I keep coming back to the timing of x402 moving under Linux Foundation with Google, Stripe, Visa in the room. People will call it bullish adoption, and maybe it is. But the subtext is bigger: the industry is quietly splitting into two tracks. One track is coins as volatile objects to trade, hack, and rehypothecate. The other is crypto as backend payment/auth infrastructure for machines, APIs, and institutions. The second track is where the grown-up money is leaning now. Less “replace banks,” more “become a better message format for money.” 🤖

That part actually feels more durable than most token narratives I’ve heard in years.

Meanwhile BTC under $68k had everyone dragging out the negative-gamma doom charts again, talking about cascade risk under $60k like gravity had suddenly been invented. Maybe. I respect flows more than opinions. But I’ve seen this movie enough times to know when a market is being pushed around by positioning rather than belief. If it breaks, it breaks because there’s too much reflexive leverage sitting in the same doorway. Not because the asset suddenly forgot what it is. The ETF era changed that. Spot bid exists now in a way it didn’t in prior cycles. It’s not invincible. Just different.

The thing I can’t shake is how mature and immature all of this looked at the same time.

On one side, nation-state laundering patterns, federal custody architecture, payment standards backed by real companies, stablecoin governance getting codified into administrative law. On the other, another giant DeFi exploit, another bridge embarrassment, another reminder that “code is law” lasts exactly until someone with a blacklist, a charter, or a subpoena enters the room. Same industry, same week.

I’ve seen this before, just not with this exact shape. 2017 was chaos pretending to be revolution. 2021 was leverage pretending to be liquidity. This feels like consolidation pretending to be legitimacy.

And maybe that’s not even bearish. That’s the uncomfortable part. Some of the mess actually does need to be fenced off. Cambodia moving to go after scam-compound kingpins with life sentences isn’t some side story; it’s part of the same cleanup impulse. States are done tolerating the “innovation” fig leaf where the bodies are too visible. The pendulum is swinging from permissive ambiguity to selective permission.

Selective permission is still permission. Until it isn’t.
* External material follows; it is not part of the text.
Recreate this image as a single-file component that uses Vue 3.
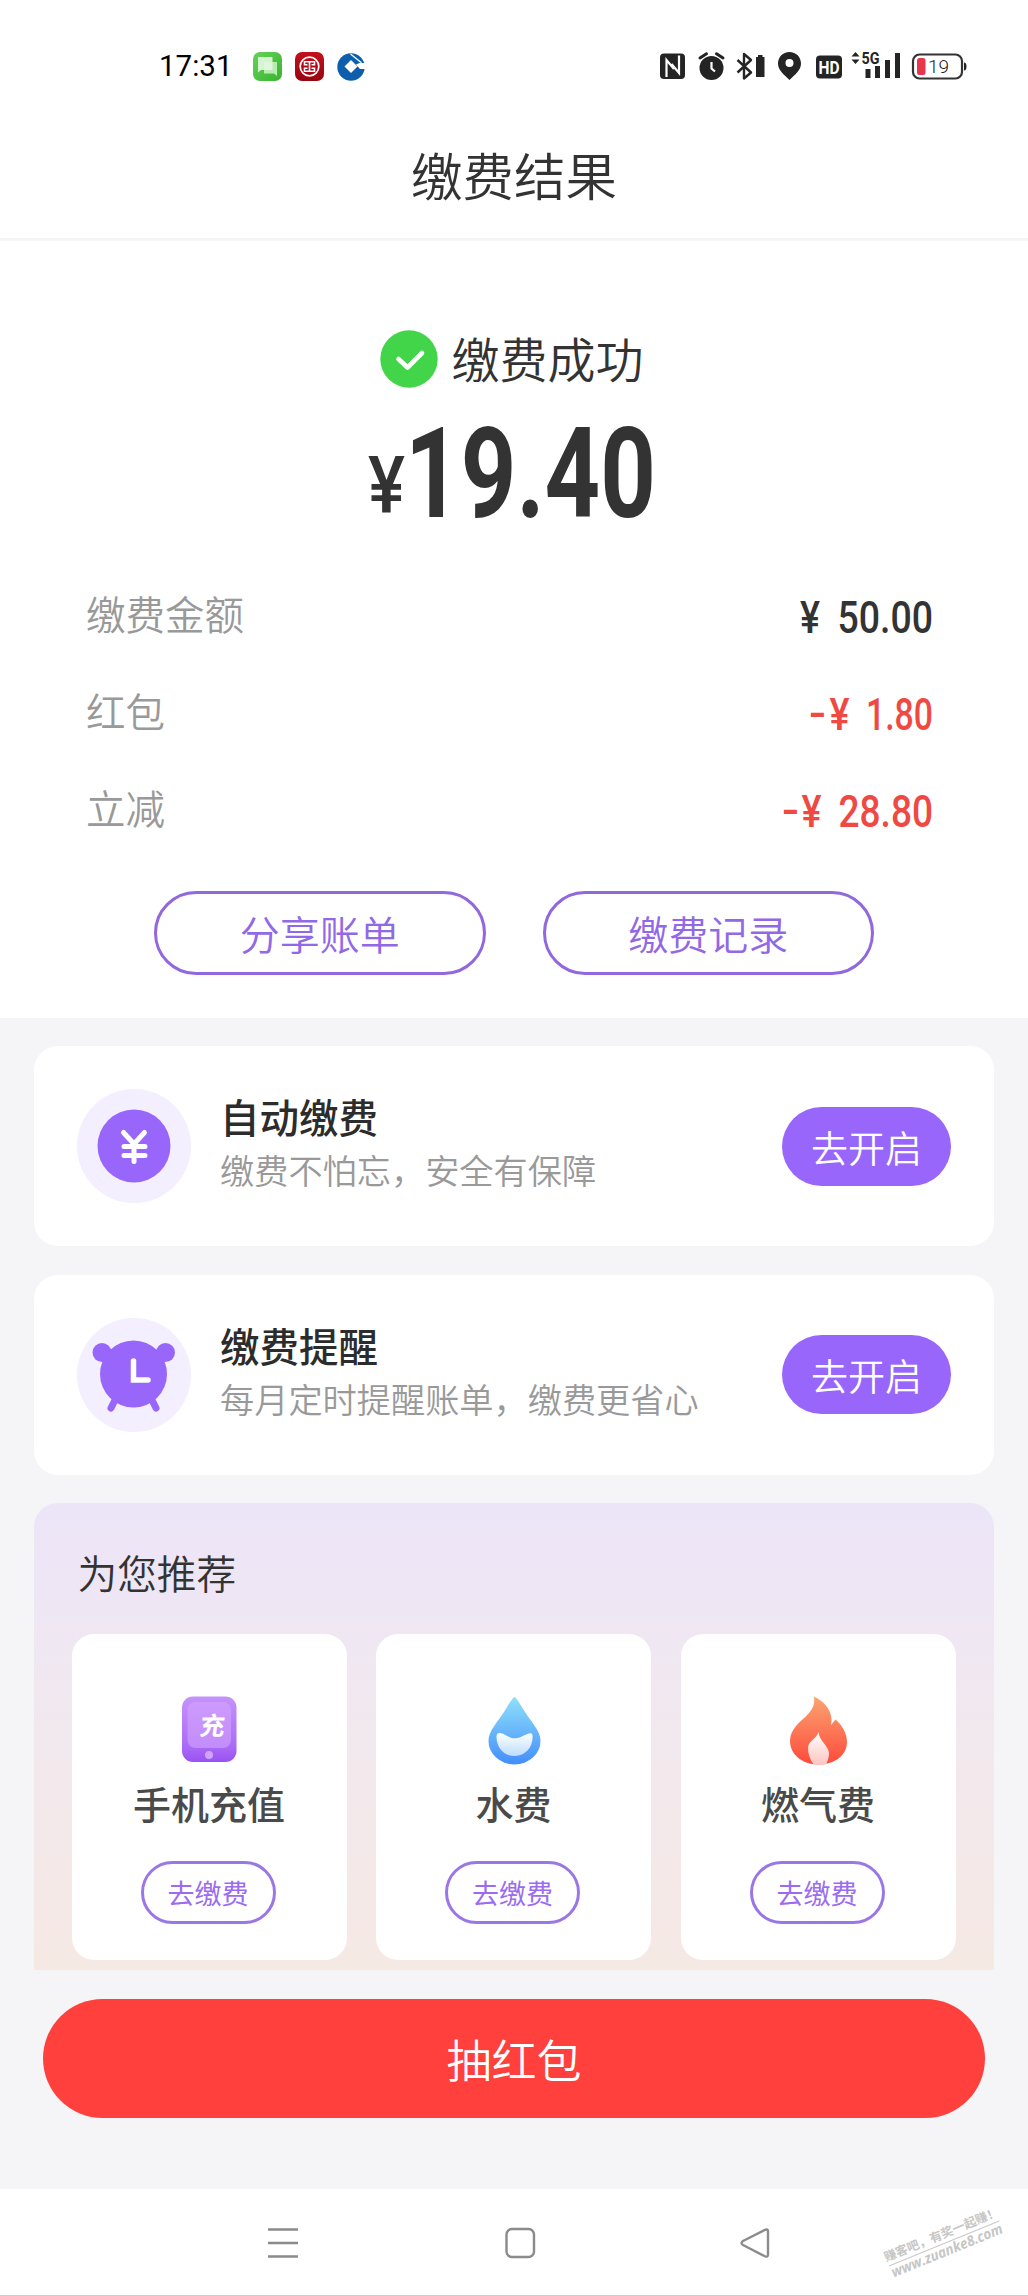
<script setup>
const bills = [
  { label: '缴费金额', minus: null, yen: 800, start: 837.5, value: '50.00' },
  { label: '红包', minus: 809, yen: 829.5, start: 866, value: '1.80', red: true },
  { label: '立减', minus: 782, yen: 801.5, start: 838.5, value: '28.80', red: true },
]
const services = [
  { icon: 'yen', title: '自动缴费', desc: '缴费不怕忘，安全有保障' },
  { icon: 'clock', title: '缴费提醒', desc: '每月定时提醒账单，缴费更省心' },
]
const recommends = [
  { icon: 'phone', name: '手机充值' },
  { icon: 'water', name: '水费' },
  { icon: 'fire', name: '燃气费' },
]
</script>

<template>
  <div class="screen">
    <header class="status">
      <span class="time">17:31</span>
      <svg class="apps" width="114" height="32" viewBox="252 51 114 32">
        <defs>
          <linearGradient id="msg" x1="0" y1="0" x2="1" y2="1"><stop offset="0" stop-color="#67d15c" /><stop offset="1" stop-color="#36b52c" /></linearGradient>
          <linearGradient id="bank" x1="0" y1="0" x2="0" y2="1"><stop offset="0" stop-color="#c4101f" /><stop offset="1" stop-color="#980510" /></linearGradient>
        </defs>
        <rect x="253" y="52" width="29" height="29" rx="7" fill="url(#msg)" />
        <path d="M264 62h13v14l-3-2.500h-10z" fill="#b9ecb2" />
        <path d="M258 57h14.500v13h-11.500l-3 2.500z" fill="#e3f8df" opacity=".9" />
        <rect x="295" y="52" width="29" height="29" rx="7" fill="url(#bank)" />
        <circle cx="309.500" cy="66.500" r="9.300" fill="none" stroke="#fff" stroke-width="1.700" />
        <path d="M304 61.700h11M304 71.300h11M309.500 62v9M304.500 61v3.800h3M314.500 61v3.800h-3M304.500 72v-3.800h3M314.500 72v-3.800h-3" fill="none" stroke="#fff" stroke-width="1.600" />
        <circle cx="351" cy="67" r="13.700" fill="#0d5fae" />
        <path d="M356 64.500l3.500-1.500H366v6h-6z" fill="#fff" />
        <path d="M350.500 54l11 8.800" stroke="#fff" stroke-width="1.300" />
        <path d="M351 60l6.500 6.500-6.500 6.500-6.500-6.500z" fill="#fff" />
      </svg>
      <svg class="signals" width="312" height="36" viewBox="658 48 312 36" fill="#242424">
        <rect x="660" y="53.500" width="25" height="25.500" rx="4" />
        <path d="M666.500 77V60l7.500 9M679 55.500V73l-7.500-9" fill="none" stroke="#fff" stroke-width="2.200" />
        <circle cx="711.500" cy="68" r="12" />
        <path d="M700 58l6.500-4.200M723 58l-6.500-4.200" stroke="#242424" stroke-width="3" stroke-linecap="round" />
        <path d="M711.500 62v6.500l3.500 3" fill="none" stroke="#fff" stroke-width="2.200" />
        <path d="M737.500 60l13.500 12.500-7 6V54l7 6-13.500 12.500" fill="none" stroke="#242424" stroke-width="2.400" stroke-linejoin="round" />
        <path d="M756 57h2v-2h4.500v2h2v20h-8.500z" />
        <path fill-rule="evenodd" d="M789.500 52c-6.500 0-11.500 5-11.500 11.500 0 7 6 11 11.500 16.500 5.500-5.500 11.500-9.500 11.500-16.500C801 57 796 52 789.500 52zm0 7a4 4 0 1 1 0 8 4 4 0 0 1 0-8z" />
        <rect x="816" y="55.500" width="26" height="23" rx="4" />
        <text x="818.500" y="73.500" fill="#fff" font-family="Roboto, sans-serif" font-weight="700" font-size="18" textLength="21" lengthAdjust="spacingAndGlyphs">HD</text>
        <path d="M851.500 56.500l4-4.500 4 4.500zM851.500 59.500l4 4.500 4-4.500z" />
        <text x="861.500" y="63.500" font-family="Roboto, sans-serif" font-weight="700" font-size="16" textLength="18" lengthAdjust="spacingAndGlyphs">5G</text>
        <path d="M865.500 69h5v9h-5zM875 66h5v12h-5zM885 60h5v18h-5zM895 53h5v25h-5z" />
        <rect x="913" y="54.500" width="49" height="24" rx="6.500" fill="none" stroke="#333" stroke-width="2.200" />
        <path d="M964 62.500q2.500 0 2.500 4t-2.500 4z" />
        <rect x="917" y="58" width="8.500" height="17" rx="2.500" fill="#e8354b" />
        <text x="928" y="73.300" font-family="Roboto, sans-serif" font-size="19">19</text>
      </svg>
    </header>
    <div class="title">缴费结果</div>

    <section class="result">
      <div class="success">
        <svg width="58" height="58" viewBox="0 0 58 58"><circle cx="29" cy="29" r="28.700" fill="#42d549" /><path d="M18.500 29l9 8.500L42 23" fill="none" stroke="#fff" stroke-width="4.600" stroke-linecap="round" stroke-linejoin="round" /></svg>
        <span>缴费成功</span>
      </div>
      <svg class="total" width="1028" height="130" viewBox="0 410 1028 130" font-family="Roboto, sans-serif" font-weight="700" fill="#333">
        <text x="368" y="513" font-size="79" font-weight="500" textLength="37" lengthAdjust="spacingAndGlyphs">¥</text>
        <text x="405" y="516.500" font-size="125.500" textLength="251" lengthAdjust="spacingAndGlyphs">19.40</text>
      </svg>
      <div v-for="b in bills" :key="b.label" class="bill" :class="{ red: b.red }">
        <span>{{ b.label }}</span>
        <svg width="170" height="60" viewBox="774 586 170 60" font-family="Roboto, sans-serif" font-weight="500" font-size="43.500">
          <text v-if="b.minus" :x="b.minus" y="631" textLength="17" lengthAdjust="spacingAndGlyphs">-</text>
          <text :x="b.yen" y="632.500" textLength="20" lengthAdjust="spacingAndGlyphs">¥</text>
          <text :x="b.start" y="632.500" :textLength="933 - b.start" lengthAdjust="spacingAndGlyphs">{{ b.value }}</text>
        </svg>
      </div>
      <div class="actions">
        <button>分享账单</button>
        <button>缴费记录</button>
      </div>
    </section>

    <main>
      <article v-for="s in services" :key="s.title" class="service">
        <svg class="badge" width="114" height="114" viewBox="0 0 114 114">
          <circle cx="57" cy="57" r="57" fill="#f3effe" />
          <g v-if="s.icon === 'yen'">
            <circle cx="57" cy="57" r="36.500" fill="#9966fc" />
            <path d="M46.500 43.500L57 55l10.500-11.500M57 55v17.500M47 57.500h21M47 66.500h21" fill="none" stroke="#fff" stroke-width="5" stroke-linecap="round" stroke-linejoin="round" />
          </g>
          <g v-else fill="#9966fc">
            <circle cx="25" cy="34.500" r="9.500" /><circle cx="88.500" cy="34.500" r="9.500" />
            <circle cx="56.500" cy="56" r="33.500" />
            <path d="M39 80l-5 10M74 80l5 10" stroke="#9966fc" stroke-width="7" stroke-linecap="round" />
            <path d="M56.500 43v19H71" fill="none" stroke="#fff" stroke-width="5.500" stroke-linecap="round" />
          </g>
        </svg>
        <div class="copy"><h3>{{ s.title }}</h3><p>{{ s.desc }}</p></div>
        <button>去开启</button>
      </article>

      <section class="recommend">
        <h2>为您推荐</h2>
        <div class="cards">
          <div v-for="r in recommends" :key="r.name" class="card">
            <svg width="64" height="72" viewBox="0 0 64 72">
              <defs>
                <linearGradient id="ph" x1="0" y1="0" x2="0" y2="1"><stop offset="0" stop-color="#c593fb" /><stop offset=".75" stop-color="#ab6cf5" /><stop offset="1" stop-color="#9a52f3" /></linearGradient>
                <linearGradient id="dr" x1="0" y1="0" x2="0" y2="1"><stop offset="0" stop-color="#8fe0fa" /><stop offset="1" stop-color="#438efb" /></linearGradient>
                <linearGradient id="fi" x1="0" y1="0" x2="0" y2="1"><stop offset="0" stop-color="#fca471" /><stop offset="1" stop-color="#fc4b3c" /></linearGradient>
                <linearGradient id="wv" x1="0" y1="0" x2="0" y2="1"><stop offset="0" stop-color="#fff" /><stop offset="1" stop-color="#bcdcfe" /></linearGradient>
                <linearGradient id="fl" x1="0" y1="0" x2="0" y2="1"><stop offset="0" stop-color="#fff" /><stop offset="1" stop-color="#fdc4c0" /></linearGradient>
              </defs>
              <g v-if="r.icon === 'phone'">
                <rect x="5" y="2.500" width="54.500" height="65.500" rx="11" fill="url(#ph)" />
                <rect x="10.500" y="8" width="43.500" height="46" rx="8" fill="#d3a4ff" opacity=".6" />
                <circle cx="32" cy="61" r="4" fill="#cfa5fb" />
                <text x="40" y="41" text-anchor="middle" fill="#fff" class="glyph" font-size="25" transform="skewX(-8)" textLength="24">充</text>
              </g>
              <g v-else-if="r.icon === 'water'">
                <path d="M32.500 3C34 3 38 10 43 18 50 29 58.500 37 58.500 47a26 23.500 0 0 1-52 0C6.500 37 15 29 22 18 27 10 31 3 32.500 3z" fill="url(#dr)" />
                <path d="M14.500 42.500c0-5 5-4 9-1.500 4 2.500 9.500 4.500 14 2.500 5-2 12-7 13-2.500 1 11-6 21-18 21-11 0-18-8.500-18-19.500z" fill="url(#wv)" />
              </g>
              <g v-else>
                <path d="M28 2.500C38 7 45.500 16 45.500 26c0 2-.5 3.500-.5 5l4.500-5.500C56 31 61 39 61 48c0 13-12 22.500-28.500 22.500S4 60 4 47c0-9 6-16 13-22C25 18 29.500 12 28 2.500z" fill="url(#fi)" />
                <path d="M32.500 38c.5 9 10.500 14 10.500 21.500 0 4-1.500 8-3 11-5 .8-8 .8-12 .3C24 66 22 60 22 54c0-7 8.500-9 10.500-16z" fill="url(#fl)" />
              </g>
            </svg>
            <div class="name">{{ r.name }}</div>
            <button>去缴费</button>
          </div>
        </div>
      </section>
      <button class="lottery">抽红包</button>
    </main>

    <nav>
      <svg width="1028" height="107" viewBox="0 2189 1028 107" fill="none" stroke="#8b8b8b" stroke-width="2.400">
        <path d="M268 2229.500h30M268 2243h30M268 2256.500h30" />
        <rect x="506.500" y="2229" width="27.500" height="28" rx="5.500" />
        <path d="M743 2241l22-11.200q3-1.200 3 1.700v23q0 3-3 1.800L743 2245q-3-2 0-4z" stroke-linejoin="round" />
        <g transform="translate(889 2266) rotate(-22.200)" fill="#c6c6c6" stroke="none" font-weight="700">
          <text class="mark" x="-1" y="-5" font-size="12.300">赚客吧，有奖一起赚！</text>
          <path d="M0 0h119" stroke="#c9c9c9" stroke-width="1" />
          <text x="0" y="12.500" font-family="Open Sans, sans-serif" font-style="italic" font-size="14.500" textLength="119" lengthAdjust="spacingAndGlyphs">www.zuanke8.com</text>
        </g>
      </svg>
    </nav>
  </div>
</template>

<style>
body { margin: 0; background: #fff; }
</style>

<style scoped>
* { box-sizing: border-box; }
.screen { width: 1028px; height: 2296px; overflow: hidden; background: #fff; color: #333; font-family: "Noto Sans CJK SC", sans-serif; font-weight: 350; display: flex; flex-direction: column; }
svg { overflow: visible; }
button { font: inherit; padding: 0; background: none; border: 0; }
h2, h3, p { margin: 0; font-weight: inherit; }
.status { height: 132px; flex: none; display: flex; align-items: flex-start; padding: 48px 58px 0 159px; }
.time { width: 93px; font: 400 29.500px/37px Roboto, sans-serif; color: #000; }
.apps { margin-top: 3px; }
.signals { margin-left: auto; }
.title { height: 109px; flex: none; border-bottom: 3px solid #f5f5f5; font-size: 51.500px; line-height: 84px; text-align: center; }
.result { height: 777px; flex: none; display: flex; flex-direction: column; }
.success { margin-top: 88px; height: 60px; display: flex; align-items: center; justify-content: center; gap: 13px; font-size: 48px; line-height: 60px; padding-right: 4px; }
.success span { padding-bottom: 4px; }
.total { display: block; margin-top: 21px; height: 130px; flex: none; }
.bill { height: 97px; flex: none; display: flex; align-items: center; justify-content: space-between; padding: 0 84px 0 86px; font-size: 39.500px; color: #999; }
.bill span { padding-bottom: 6px; }
.total + .bill { margin-top: 27px; }
.bill svg { fill: #333; }
.bill.red svg { fill: #f04842; }
.actions { display: flex; gap: 57px; padding-left: 154px; margin-top: 33px; }
.actions button { width: 331.500px; height: 83.500px; border: 3px solid #9168dd; border-radius: 42px; color: #9168e6; font-size: 40px; line-height: 78px; }
main { height: 1171px; flex: none; background: #f5f5f8; padding: 28px 34px 0; display: flex; flex-direction: column; }
.service { height: 200px; flex: none; margin-bottom: 28.500px; border-radius: 24px; background: #fff; display: flex; align-items: center; padding: 0 43px 0 43px; }
.copy { margin-left: 29px; padding-bottom: 8px; flex: 1; }
.copy h3 { font-size: 39.500px; line-height: 54px; font-weight: 500; color: #2c2c2c; }
.copy p { font-size: 34.200px; line-height: 52px; color: #999; }
.service button { width: 169px; height: 79px; border-radius: 40px; background: #9966fc; color: #fff; font-size: 37px; line-height: 80px; }
.recommend { height: 467px; flex: none; border-radius: 24px 24px 0 0; background: linear-gradient(#ece5f8, #f1e8ef 45%, #f6e9e4); padding: 38px 38px 0 37.500px; }
.recommend h2 { font-size: 39.700px; line-height: 62px; height: 93px; padding-left: 6px; }
.cards { display: flex; gap: 29.500px; }
.card { width: 275px; height: 326px; background: #fff; border-radius: 22px; display: flex; flex-direction: column; align-items: center; padding-top: 60px; }
.glyph { font-weight: 700; font-family: "Noto Sans CJK SC", sans-serif; }
.name { margin-top: 9px; font-size: 38px; line-height: 56px; font-weight: 500; color: #4a4a4a; }
.card button { margin: 30px 2px 0 0; width: 135px; height: 63px; border: 3px solid #9b76e6; border-radius: 32px; color: #9b6cf0; font-size: 27px; line-height: 57px; font-weight: 400; }
.lottery { margin: 29px 0 0 9px; width: 942px; height: 119px; flex: none; border-radius: 60px; background: #ff403c; color: #fff; font-size: 45px; line-height: 117px; }
nav { height: 107px; flex: none; border-bottom: 1px solid #ccc; }
nav svg { display: block; }
.mark { font-family: "Noto Sans CJK SC", sans-serif; }
</style>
Todd Blanche stepping into the interim AG role adds another layer. Personnel is policy, especially in crypto where so much still lives in memo-space and prosecutorial mood swings. I don’t know exactly where that goes, but I’ve learned not to ignore staffing changes when the legal perimeter of the asset class is still wet cement. Could mean less random hostility, could mean more politicized favoritism. Probably both.

The part most people miss is that hacks like Drift don’t just transfer money from victims to thieves. They transfer narrative power from builders to regulators and from protocols to licensed intermediaries. Every exploit is an unintentional lobbyist for incumbents. Every laundering episode is another slide in someone’s DC deck arguing why only approved actors should touch size.

That’s the trade now, underneath price. Crypto is being accepted on the condition that it becomes legible, supervisable, and, where necessary, reversible.

Maybe that was always the destination.

I still think there’s room for truly open systems, but the market keeps voting for convenience wrapped in compliance. Fast chain, slow justice. Open rails, closed exits. Everybody says they want decentralization until they need someone to answer the phone 📞

One line I’d underline if this were on paper: the winners of the next phase may not be the chains with the loudest communities, but the entities that control the freeze button, the charter, and the API standard.

And the other: every cycle ends up revealing what people actually wanted all along.

Maybe not freedom. Maybe just faster permission.